It’s the ghost who hoists up Mexican flags in the Rio Grande Valley. People don’t always understand that when they come down here. The voice I hear is Jaime Chahin’s, the Dean of the School of Applied Arts at Texas State University. He worked the fields with his family when he was very young, and when he talks of the North, to the east it’s Minnesota and to the west it’s Washington. When he talks about Idaho, what he can’t help talking about most is el cinturon del diablo, “the devil’s belt,” which, he says, could hold a 100 pounds of potatoes on either side. He is driving me and two dons of Chicano Literature, Arturo Madrid and Rolando Hinojosa, and we are on the road to pay respects to the memory of Tomás Rivera, traveling to his birthplace and grave in Crystal City. The ghost is in every conversation and every silence, even when we’ve pulled up to a country restaurant with little more than a few tables and chairs and its 8×10 black-and-white publicity photo of the singer Rosita Fernandez that’s been on the wall…a long time. Even when we talk about breakfast tacos and a particular meat inside, how in El Paso it’s called machacha and here it’s machacado, or how in Los Angeles or Mexico City, what would be chilaquiles there might be called migas here. When we leave, full, the conversation is of the land and people who are still here or gone or passed on, the children of and their children, about each change and what doesn’t seem to ever change, and it is because of the ghost. The ghost both sanctifies and celebrates the gossip about him or her, some whose deeds have gone beyond or some whose legends are local, even ordinary—like a certain Vidal who sold whiskey and was found dead in a motel from an enfarto because he was with a twenty-two year-old woman, his corpse gotten out of there by the sheriff fast so his good wife would never know. About a George who flipped out one day and shot cows with an M-16. Or…but I have looked out the window over there. Two mesquite trees, dark as shadows, on top of a brown grass lomita, no prickly pear near, no other brush, like it’s a prop only missing a horse. It’s a Texas photo that only someone from Texas would recognize.

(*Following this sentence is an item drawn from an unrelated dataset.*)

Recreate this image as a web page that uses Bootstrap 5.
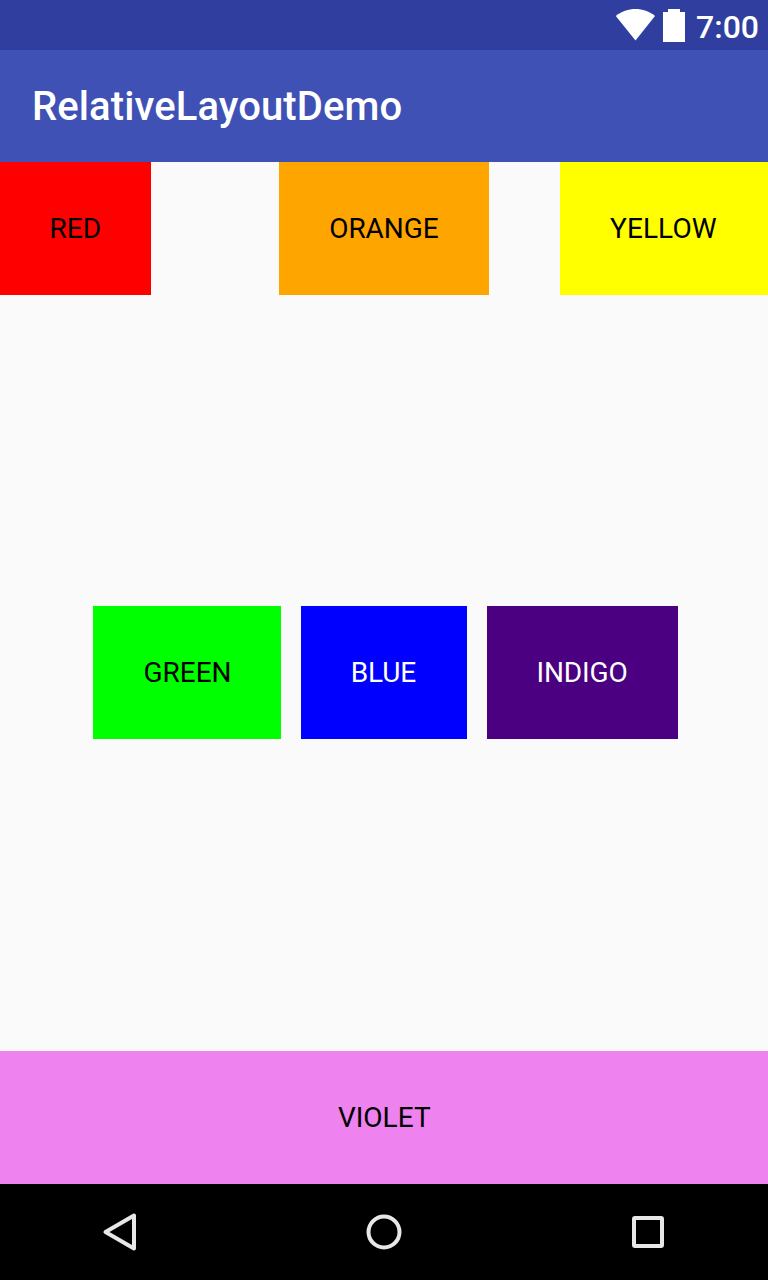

Many say that what would be called “el movimiento” began in Crystal City when, in 1963, a group of five Texas Mexicans, empowered by union organization at the Del Monte canning plant, ran for city council and won in a city, like the entire region and state, where government was run by an Anglo minority. And it was Crystal City again in 1969, when high school students walked out and boycotted to demand more than only one Mexican American cheerleader, and bilingual and bicultural education, and simply more institutional respect of the brown people who lived their lives there now and historically. The success of this fight launched the first Chicano political party, La Raza Unida, led by José Angel Gutierrez, which eventually won electoral control of both the city council and school board.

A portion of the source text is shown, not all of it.